Subaru has given Outback a mild refresh for 2018, with more equipment, better infotainment technology and upgraded safety features, as well as refinements to the 2.5i engine, transmission and suspension.

Outback has always had a successful formula – it again won its class in last year’s Australia’s Best Cars –by cleverly blending the space and practicality of a conventional station wagon with the appeal and ability of a higher-riding SUV. Subaru is not the only maker to employ this configuration, but on the Australian market it’s been the most successful. The latest changes, which also include a redesigned front bumper, grille, headlights, wing mirrors and wheels, have thus made a good vehicle even better.

A couple of Subaru Outback wagons parked in nature

Five-model range

There are five models in the Outback range: two 2.5-litre four-cylinder petrol versions, two 2.0-litre diesels and a 3.6-litre six-cylinder petrol model. We drove the 2.5i Premium, which at $42,640 plus on-road costs is in the middle of the price range that has increased only marginally with the upgrade.

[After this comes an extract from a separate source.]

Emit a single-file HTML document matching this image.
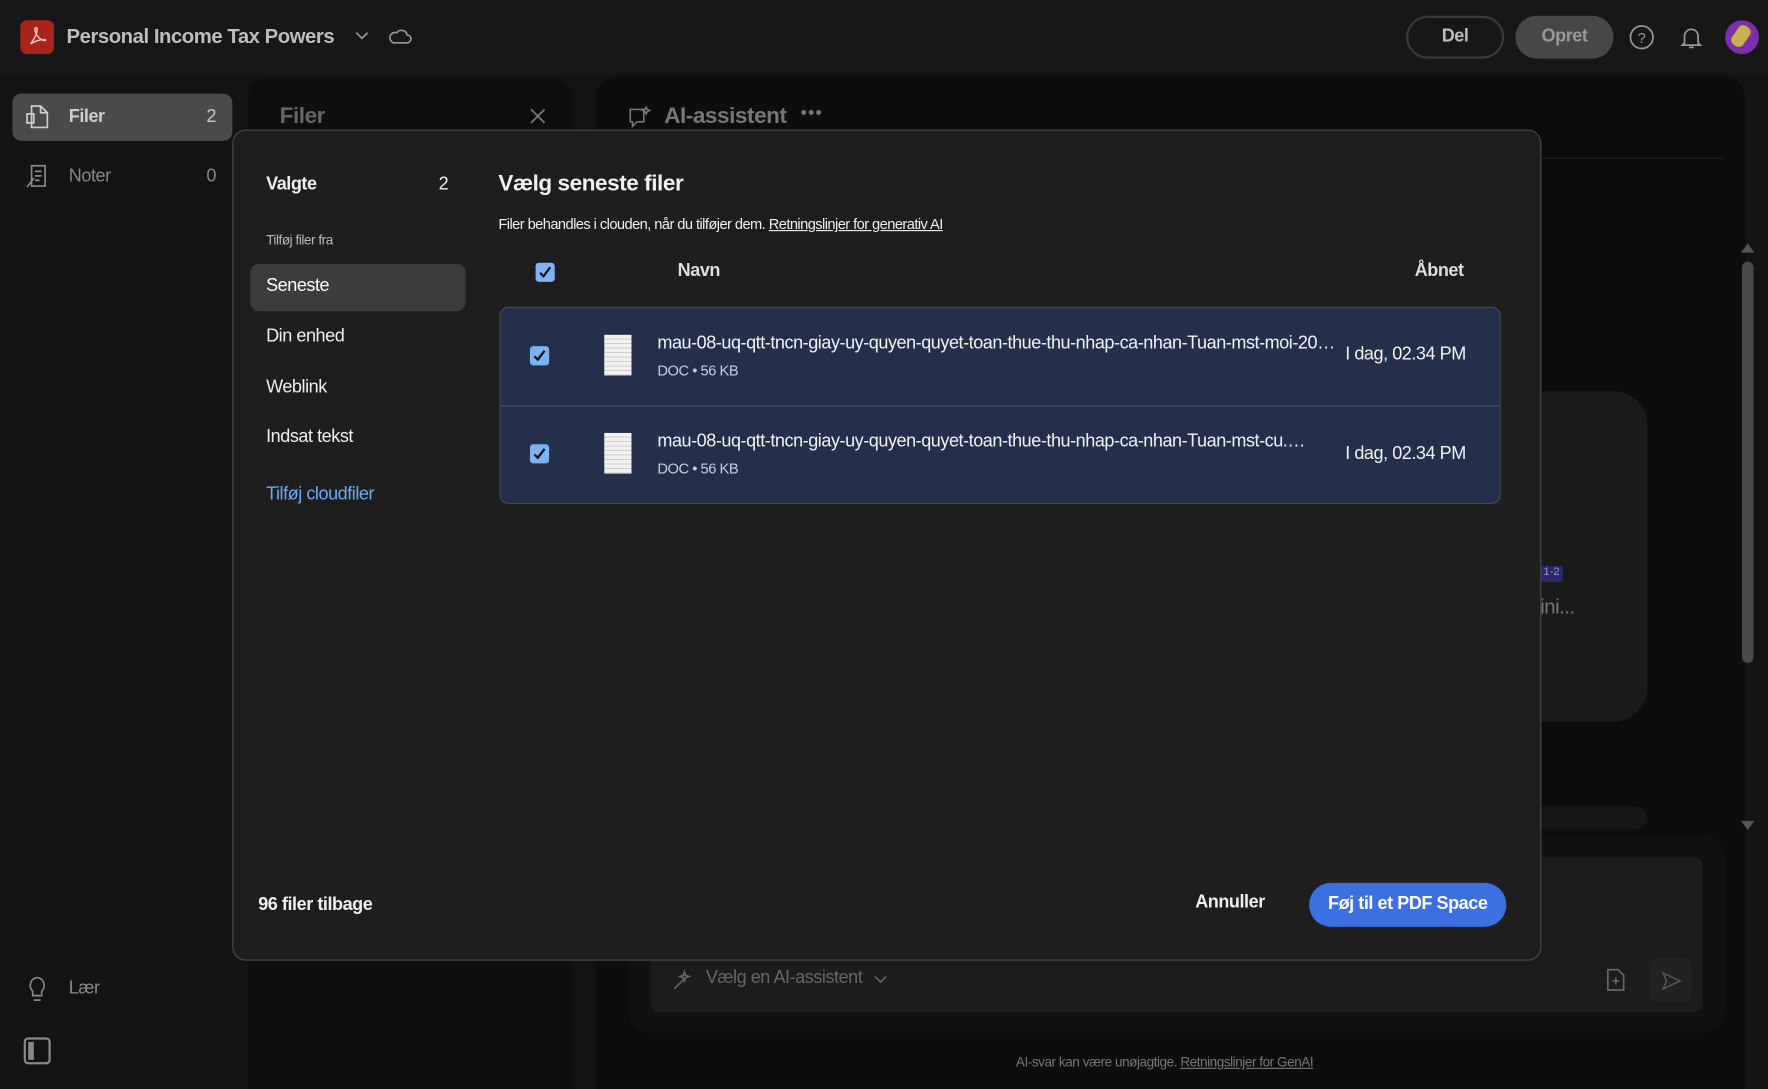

For these few extra dollars, Outback now gets Apple CarPlay and Android Auto technology, and rear-seat passengers will appreciate extra USB ports in the back. Premium models get a larger eight-inch screen, an easier-to-use navigation system and adaptive LED headlights with steering-responsive beams. Subaru’s impressive EyeSight driver assistance system gains lane-keep assist, and the pre-collision braking cut-off has increased from a 30km/h maximum to 50km/h. The system also benefits from camera enhancements, as well as front and side-view monitoring at speeds under 20km/h.

Subaru Outback in motion

Smartly trimmed

There’s a classy new centre-dash layout and steering wheel for the 2018 Outback, and the car is smartly trimmed throughout; our test car displayed an excellent standard of build, fit and finish. For the driver, there are plenty of good features and a few quirks. It is quite a busy presentation with lots of switches that take a little learning to make the most of what the car can do. The front seats provide a respectable level of comfort but are a touch firm and don’t have a lot of side bolstering. There’s a tendency to slide around on the leather and the seat base is short.

For a medium/large wagon, rear leg and head room is good, for extra comfort the rear seats recline, and all up there’s enough room here for three adults. Even so, the middle seat is not an ideal position, but it’s still better than in many vehicles. A spacious luggage compartment puts most other SUVs to shame, and the simple seat-folding action extends the load capacity and creates a flat floor. To Subaru’s credit, Outback also carries a full-size alloy spare wheel.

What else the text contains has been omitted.